Butterfly wings may be the answer to glare-proof screens

Using an electron microscope, researchers found the wings of the glasswing butterfly were covered in a chaotic arrangement of nanostructures. The typical height of tiny pillars on its wings varied from 400 to 600 nanometers with the distance between ranging from 100 to 140 nanometers, or about one thousandth of a human hair.
The discovery is similar to a technique found last year where researches made nanometer scratches in the surface of glass to make it less reflective. In simulations the researchers modelled the irregular structure of the butterfly wing and found that it was still glare-proof and almost non-reflective. By way of comparison a flat pane of glass reflects between eight and 100 percent of light, depending on the viewing angle. The researchers found that the butterfly wing reflected between two and five percent.
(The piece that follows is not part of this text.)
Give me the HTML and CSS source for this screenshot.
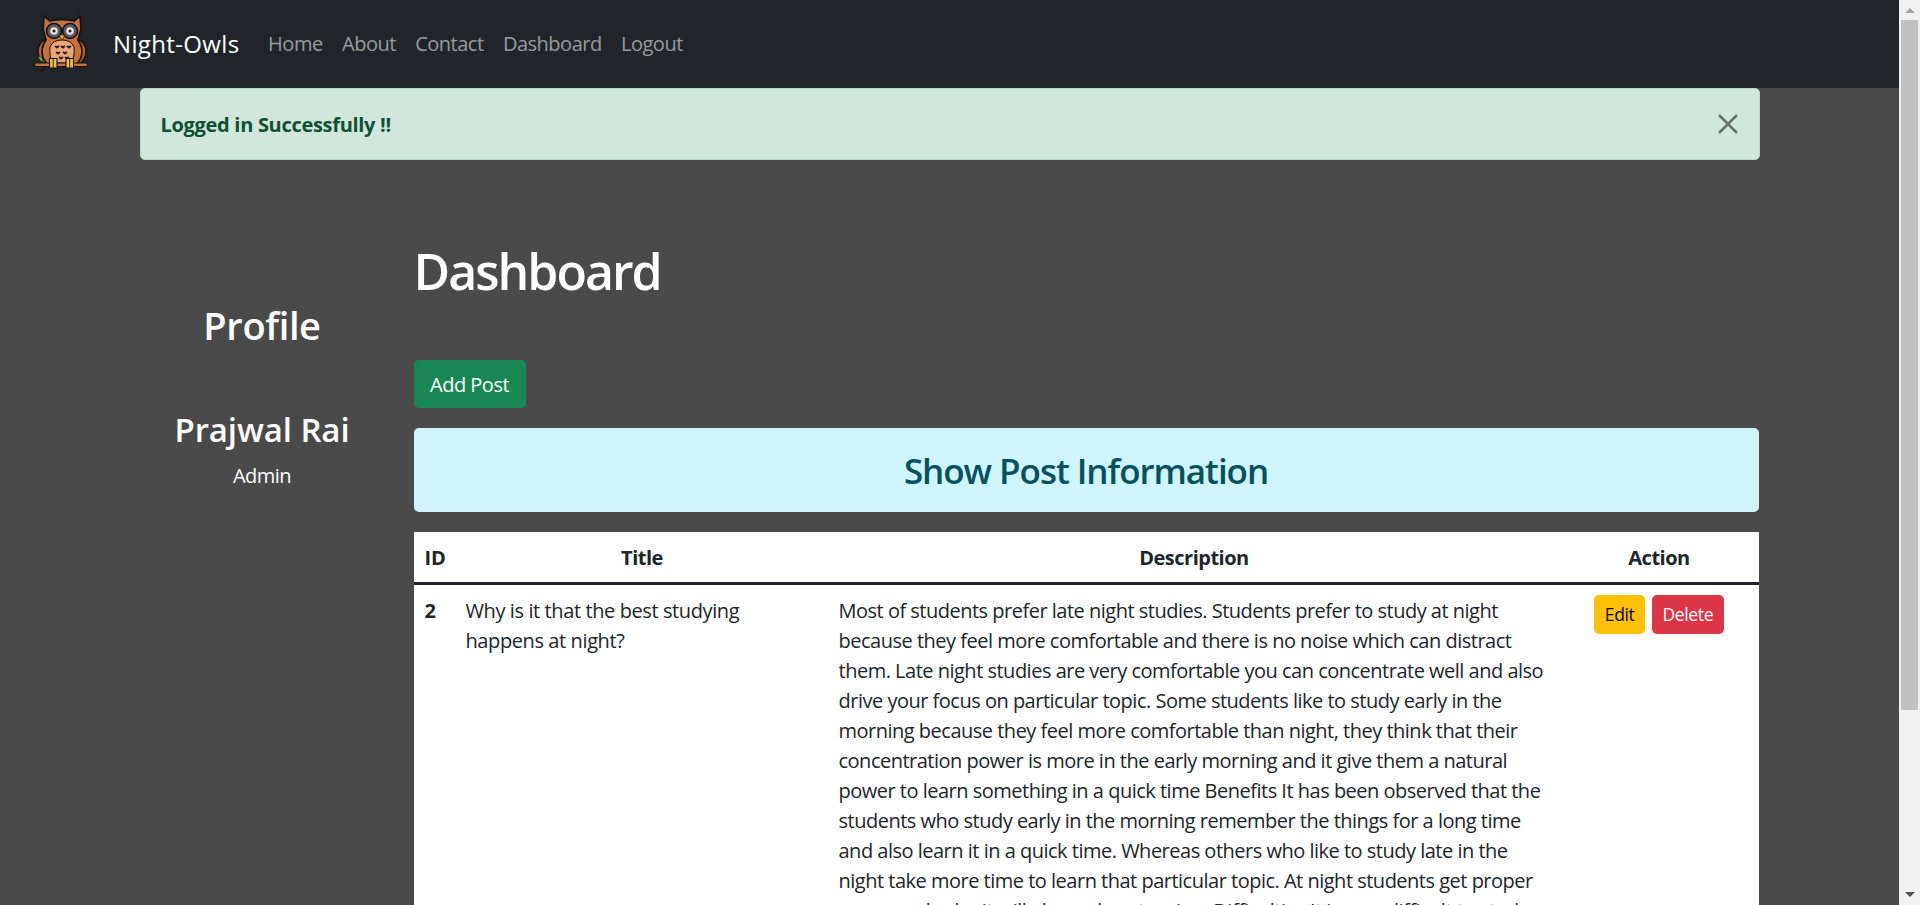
FILE: index.html
```html
<!DOCTYPE html>
<html lang="en">
<head>
    <meta charset="UTF-8">
    <title>Dashboard</title>
    <link rel="stylesheet" href="styles.css">
</head>
<body>
    <div class="page">
        <nav class="navbar">
            <a href="#" class="brand">
                <svg class="owl" viewBox="0 0 66 66" aria-hidden="true">
                    <path d="M8 40q0-8 8-12l8 2-6 22h-5q-5-5-5-12zM56 40q0-8-8-12l-8 2 6 22h5q5-5 5-12z" fill="#b9622f" stroke="#141414" stroke-width="1.600" stroke-linejoin="round"/>
                    <path d="M14 5l6 5q12-3 24 0l6-5 1 13-3 11q6 8 3 18l-4 6H17l-4-6q-3-10 3-18l-3-11z" fill="#c8703c" stroke="#141414" stroke-width="1.800" stroke-linejoin="round"/>
                    <path d="M32 29q-9 0-12 7-1 10 3 16h18q4-6 3-16-3-7-12-7z" fill="#eba67a" stroke="#141414" stroke-width="1"/>
                    <circle cx="24" cy="20" r="7.500" fill="#5d5760" stroke="#141414" stroke-width="1.600"/>
                    <circle cx="40" cy="20" r="7.500" fill="#5d5760" stroke="#141414" stroke-width="1.600"/>
                    <circle cx="24" cy="20" r="3.800" fill="#e9e5e5"/>
                    <circle cx="40" cy="20" r="3.800" fill="#e9e5e5"/>
                    <circle cx="24" cy="20" r="1.600" fill="#2a2a2a"/>
                    <circle cx="40" cy="20" r="1.600" fill="#2a2a2a"/>
                    <path d="M29 24h6l-3 5z" fill="#f3b93a" stroke="#141414" stroke-width=".7"/>
                    <path d="M25 35l2 1.500 2-1.500M31 35l2 1.500 2-1.500M37 35l2 1.500 2-1.500M26 41l2 1.500 2-1.500M33 41l2 1.500 2-1.500M29 46l2 1.500 2-1.500M35 46l2 1.500 2-1.500" fill="none" stroke="#2b2320" stroke-width="1.800"/>
                    <rect x="4.500" y="52" width="53" height="3.500" rx="1.700" fill="#c8703c" stroke="#141414" stroke-width="1.200"/>
                    <path d="M15 56l-4 5" stroke="#141414" stroke-width="1.400"/>
                    <path d="M13 51q-4-1-5-6 5 1 5 6z" fill="#7fc241" stroke="#141414" stroke-width=".6"/>
                    <path d="M19.500 47.500h7.500v9.500h-7.500zM36 47.500h7.500v9.500h-7.500z" fill="#eec24a" stroke="#141414" stroke-width="1.100"/>
                    <path d="M23.200 47.500v9.500M39.700 47.500v9.500" stroke="#141414" stroke-width=".9"/>
                </svg>
                <span>Night-Owls</span>
            </a>
            <ul class="nav-links">
                <li><a href="#">Home</a></li>
                <li><a href="#">About</a></li>
                <li><a href="#">Contact</a></li>
                <li><a href="#">Dashboard</a></li>
                <li><a href="#">Logout</a></li>
            </ul>
        </nav>

        <div class="container">
            <div class="alert">
                <strong>Logged in Successfully !!</strong>
                <svg class="alert-close" viewBox="0 0 20 20" aria-hidden="true">
                    <path d="M1 1l18 18M19 1L1 19" stroke="#000" stroke-width="2.600"/>
                </svg>
            </div>

            <div class="row">
                <aside class="sidebar">
                    <h2>Profile</h2>
                    <h3>Prajwal Rai</h3>
                    <p>Admin</p>
                </aside>
                <main class="content">
                    <h1>Dashboard</h1>
                    <a href="#" class="btn btn-add">Add Post</a>
                    <h3 class="info-title">Show Post Information</h3>
                    <table class="posts">
                        <thead>
                            <tr>
                                <th class="col-id">ID</th>
                                <th class="col-title">Title</th>
                                <th class="col-desc">Description</th>
                                <th class="col-action">Action</th>
                            </tr>
                        </thead>
                        <tbody>
                            <tr>
                                <th>2</th>
                                <td class="post-title">Why is it that the best studying happens at night?</td>
                                <td>Most of students prefer late night studies. Students prefer to study at night because they feel more comfortable and there is no noise which can distract them. Late night studies are very comfortable you can concentrate well and also drive your focus on particular topic. Some students like to study early in the morning because they feel more comfortable than night, they think that their concentration power is more in the early morning and it give them a natural power to learn something in a quick time Benefits It has been observed that the students who study early in the morning remember the things for a long time and also learn it in a quick time. Whereas others who like to study late in the night take more time to learn that particular topic. At night students get proper peace and calm it will also reduce tension. Difficulties It is very difficult to study</td>
                                <td class="post-actions">
                                    <div class="actions">
                                        <a href="#" class="btn btn-sm btn-edit">Edit</a>
                                        <a href="#" class="btn btn-sm btn-delete">Delete</a>
                                    </div>
                                </td>
                            </tr>
                        </tbody>
                    </table>
                </main>
            </div>
        </div>
    </div>
    <div class="scrollbar">
        <span class="arrow-up"></span>
        <span class="thumb"></span>
        <span class="arrow-down"></span>
    </div>
</body>
</html>
```

FILE: styles.css
```css
html, body {
    height: 100%;
    margin: 0;
    overflow: hidden;
}
body {
    display: flex;
    font-family: "Open Sans", "Noto Sans", sans-serif;
    font-size: 20px;
    line-height: 1.5;
    letter-spacing: -0.5px;
    color: #212529;
    background-color: #4a4a4a;
}
.page {
    flex: 1;
    min-width: 0;
    height: 100%;
    overflow: hidden;
}
a {
    text-decoration: none;
}
h1, h2, h3, p {
    margin: 0;
    font-weight: 600;
    line-height: 1.2;
}
.navbar {
    height: 88px;
    display: flex;
    align-items: center;
    padding: 0 30px;
    background-color: #212529;
}
.brand {
    display: flex;
    align-items: center;
    color: white;
    font-size: 24px;
    letter-spacing: 0.35px;
    margin-right: 19px;
}
.owl {
    width: 66px;
    height: 66px;
    margin-right: 17px;
}
.nav-links {
    display: flex;
    list-style: none;
    margin: 0;
    padding: 0;
}
.nav-links a {
    display: block;
    padding: 8px 9.700px;
    color: rgba(255,255,255,.55);
}
.container {
    width: 1620px;
    margin: 0 auto;
}
.alert {
    display: flex;
    justify-content: space-between;
    align-items: center;
    height: 72px;
    box-sizing: border-box;
    padding: 2px 21px 0 20px;
    background-color: #d1e7dd;
    border: 1px solid #badbcc;
    border-radius: 5px;
    color: #0f5132;
    letter-spacing: -0.3px;
}
.alert-close {
    width: 20px;
    height: 20px;
    margin-top: -2px;
    opacity: .5;
}
.row {
    display: flex;
    margin-top: 81px;
    gap: 29px;
}
.sidebar {
    width: 245px;
    padding-top: 62px;
    text-align: center;
    color: white;
}
.sidebar h2 {
    font-size: 38px;
    letter-spacing: -0.35px;
    margin-bottom: 61px;
}
.sidebar h3 {
    font-size: 33px;
    letter-spacing: -0.1px;
    margin-bottom: 12px;
}
.sidebar p {
    font-weight: 400;
    font-size: 20px;
    line-height: 1.5;
}
.content {
    flex: 1;
    min-width: 0;
    padding-right: 1px;
}
.content h1 {
    color: white;
    font-size: 50px;
    letter-spacing: -2px;
    margin-bottom: 59px;
}
.btn {
    display: inline-block;
    border-radius: 5px;
    color: white;
}
.btn-add {
    padding: 10px 16.500px 8px;
    background-color: #198754;
}
.info-title {
    margin: 20px 0;
    padding: 22px 21px 20px;
    text-align: center;
    font-weight: 600;
    font-size: 35px;
    letter-spacing: -1.05px;
    color: #055160;
    background-color: #cff4fc;
    border-radius: 5px;
}
.posts {
    width: 100%;
    border-collapse: collapse;
    table-layout: fixed;
    background-color: white;
}
.posts th, .posts td {
    padding: 11px 10px 9px;
    vertical-align: top;
}
.posts thead th {
    border-bottom: 3px solid #212529;
    text-align: center;
}
.posts thead .col-id {
    padding-left: 11px;
    text-align: left;
    letter-spacing: 0;
}
.posts tbody th {
    padding-left: 11px;
    text-align: left;
}
.col-id {
    width: 21px;
}
.col-title {
    width: 353px;
}
.col-desc {
    width: 711px;
}
.posts .post-title {
    padding-right: 50px;
    letter-spacing: -0.4px;
}
.posts .post-actions {
    padding-top: 10px;
}
.actions {
    display: flex;
    justify-content: center;
    gap: 7px;
}
.btn-sm {
    padding: 6px 10.500px;
    font-size: 17.500px;
    letter-spacing: -0.35px;
    line-height: 27px;
}
.btn-edit {
    background-color: #ffc107;
    color: black;
}
.btn-delete {
    background-color: #dc3545;
}
.scrollbar {
    width: 21px;
    flex: none;
    display: flex;
    flex-direction: column;
    align-items: center;
    background-color: #f1f1f1;
}
.thumb {
    width: 17px;
    height: 690px;
    background-color: #c1c1c1;
}
.arrow-up, .arrow-down {
    width: 0;
    height: 0;
    border-left: 5px solid transparent;
    border-right: 5px solid transparent;
}
.arrow-up {
    border-bottom: 5px solid #a3a3a3;
    margin: 8px 0 7px;
}
.arrow-down {
    border-top: 5px solid #505050;
    margin-top: auto;
    margin-bottom: 8px;
}
```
"In contrast to other natural phenomena, where regularity is of top priority, the glasswing butterfly uses an apparent chaos to reach effects that are also fascinating for us humans," explained doctoral student Radwanul Hasan Siddique, who discovered the effect.
Not only is the material glare-proof, it is also water-repellent and self-cleaning. The research team said it could find practical applications wherever low-reflection surfaces were needed, from lenses on cameras to displays on mobile phones. The team will next work to create a synthetic version of the effect and conduct further tests.